11. The procedural underpinning to the above substantive provisions of the Constitution and the law is Order 17 Rule 2 of the Civil Procedure Rules which allows the Court on its own motion or on notice to the parties, where no action in a suit has been taken for one year to either have the suit set down for hearing or apply to have it dismissed for want of prosecution.

12. In my mind, the discretion given to the Court to dismiss the suit where no action has been taken for a stated period must be exercised on the basis that it is in the interest of justice regard being had to whether the party that instituted the suit has lost interest in it, or whether the delay in prosecuting the suit is inordinate, unreasonable, inexcusable, and is likely to cause serious prejudice to the defendant on account of that delay.

13. In Ivita –vs- Kyumba(1984) KLR 441, the Court observed that:-

“The test applied by the Courts in the application for dismissal of a suit for want of prosecution is whether the delay is prolonged and inexecusable, and if it is, whether justice can be done despite the delay. Thus, even if the delay is prolonged, if the Court is satisfied with the Plaintiff’s excuse for the delay, and that justice can still be done to the parties, the action will not be dismissed’ but it will be set down for hearing at the earliest time.  It is a matter of and in the discretion of the Court.

14. Arising from the foregoing, it is clear that the power to dismiss a suit in this manner is a discretionary one and must therefore be exercised judiciously.  Examining the record herein, this suit was instituted on 7th December 2012.  On the same day, the Plaintiffs brought an application under Certificate of Urgency seeking orders of injunction to issue against the Defendant.  By a Ruling dated and delivered on 6th June 2013, the Honourable Justice Angote then seized of the matter dismissed the said application with costs.

15. Subsequently, the Plaintiffs filed a Notice of Appeal dated 11th June 2013.  It would appear that nothing much was done thereafter and on or about 21st February 2017, the Defendants filed an application to strike out the Notice of Appeal.  On 11th April 2017, the Plaintiffs conceded to the application and the Notice of Appeal was accordingly struck out.

16. The Defendants subsequently proceeded to fix their counterclaim for hearing on 7th February 2018.  On the said day however, Counsel for the Defendant adjourned the matter after it emerged that the main suit was yet to be disposed off.  It is noteworthy that on the said date when the matter came up for hearing, there was no appearance for the Plaintiffs in spite of an Affidavit of Service filed in Court on 6th February 2018 indicating that the Plaintiffs Counsel were served on 21st November 2017.

17. In the Replying Affidavit filed to the application before me, other than denying that they have lost an interest in the case, the Plaintiffs do not offer any explanation as to why they have not taken any steps to prosecute their case.  They instead accuse the Defendant of being bent on disturbing the status quo and depriving them of the property.
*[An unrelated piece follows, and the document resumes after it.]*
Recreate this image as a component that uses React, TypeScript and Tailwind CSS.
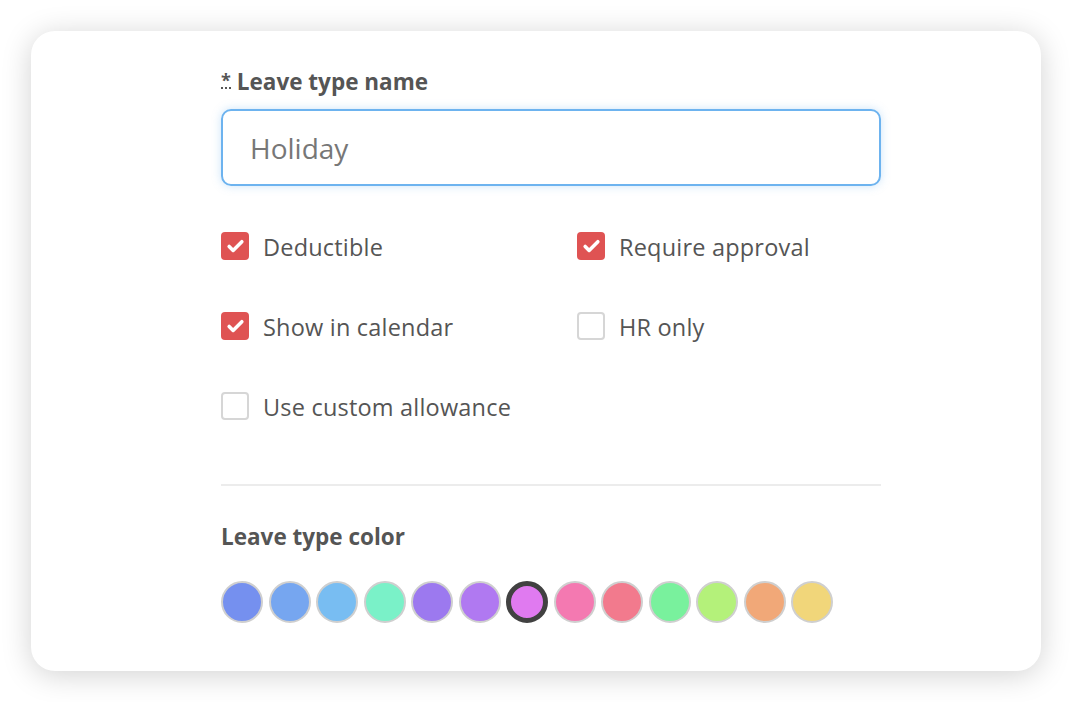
import { Check } from 'lucide-react';

const colors = [
    '#7590ef',
    '#76a6f0',
    '#78bdf2',
    '#7af1c8',
    '#9c79ef',
    '#b079f1',
    '#e07af0',
    '#f479b1',
    '#f27a8d',
    '#79f19d',
    '#b4f17a',
    '#f1a878',
    '#f1d67a',
];

function Checkbox({ checked, label }: { checked: boolean; label: string }) {
    return (
        <label className="flex items-center gap-[14px] h-[30px]">
            {checked ? (
                <span className="w-[28px] h-[28px] rounded-[4px] bg-[#df5353] flex items-center justify-center">
                    <Check className="w-[19px] h-[19px] text-white" strokeWidth={4.5} />
                </span>
            ) : (
                <span className="w-[28px] h-[28px] rounded-[4px] border-2 border-[#d6d6d6] bg-white" />
            )}
            <span className="text-[23.5px] text-[#555555] tracking-[0.2px] mt-[3px]">{label}</span>
        </label>
    );
}

export default function App() {
    return (
        <div className="w-[1072px] h-[702px] bg-white p-[31px] font-['Open_Sans',sans-serif]">
            <div className="w-[1010px] h-[640px] rounded-[24px] bg-white shadow-[0_4px_30px_rgba(0,0,0,0.18)] pl-[190px] pt-[37px]">
                <div className="w-[660px]">
                    {/* Name */}
                    <div className="flex items-center gap-[6px] text-[22.5px] font-bold text-[#555555] h-[28px]">
                        <abbr className="no-underline border-b-2 border-dotted border-[#555555] leading-[14px] text-[18px] mt-[-2px]">*</abbr>
                        <span>Leave type name</span>
                    </div>
                    <div className="mt-[13px] h-[77px] rounded-[10px] border-2 border-[#6db3ef] shadow-[0_0_10px_rgba(109,179,239,0.35)] flex items-center px-[27px]">
                        <span className="text-[28px] text-[#777777]">Holiday</span>
                    </div>

                    {/* Options */}
                    <div className="mt-[45px] grid grid-cols-[356px_1fr] gap-y-[50px] w-[660px]">
                        <Checkbox checked label="Deductible" />
                        <Checkbox checked label="Require approval" />
                        <Checkbox checked label="Show in calendar" />
                        <Checkbox checked={false} label="HR only" />
                        <Checkbox checked={false} label="Use custom allowance" />
                    </div>

                    <div className="mt-[63px] h-[2px] bg-[#ececec]" />

                    {/* Color */}
                    <div className="mt-[37px] text-[22.5px] font-bold text-[#555555] h-[28px] flex items-center">
                        Leave type color
                    </div>
                    <div className="mt-[30px] flex gap-[5.5px]">
                        {colors.map((c, idx) => (
                            <span
                                key={c}
                                className={
                                    idx === 6
                                        ? 'w-[42px] h-[42px] rounded-full border-[5px] border-[#414141]'
                                        : 'w-[42px] h-[42px] rounded-full border-2 border-[#cfcfcf]'
                                }
                                style={{ backgroundColor: c }}
                            />
                        ))}
                    </div>
                </div>
            </div>
        </div>
    );
}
18. There being no explanation why no steps have been taken to prosecute this case for more than five years, this Court can only make an inference that the Plaintiffs have lost interest in the suit and are only out to archive the pleadings in Court.  The Defendants have a counterclaim to prosecute.  The delay in settling down the matter for hearing no doubt prejudices the defendant as justice delayed is justice denied.

19. This Court is aware as the Plaintiffs point out in their Replying Affidavit that the act of dismissing a suit is a draconian measure which should be exercised cautiously as it drives the party away from the Judgment seat.  Nonetheless the Court is bound to do justice to both parties, without undue delay as such delay occasions injustice to either party.

20. The Plaintiffs filed this suit, failed to get injunctive orders to preserve the status quo and went to slumber.  In the premises, and as the Plaintiffs have failed to explain the delay, I find merit in the Defendant’s application dated 13th February 2018.

21. The Plaintiffs suit is accordingly dismissed for want of prosecution.

22. The Defendnat shall have the costs of this application and the suit.

23. For the avoidance of doubt, the Defendant is hereby granted leave to prosecute the counterclaim.

Dated, signed and delivered at Malindi this 3rd day of May, 2018.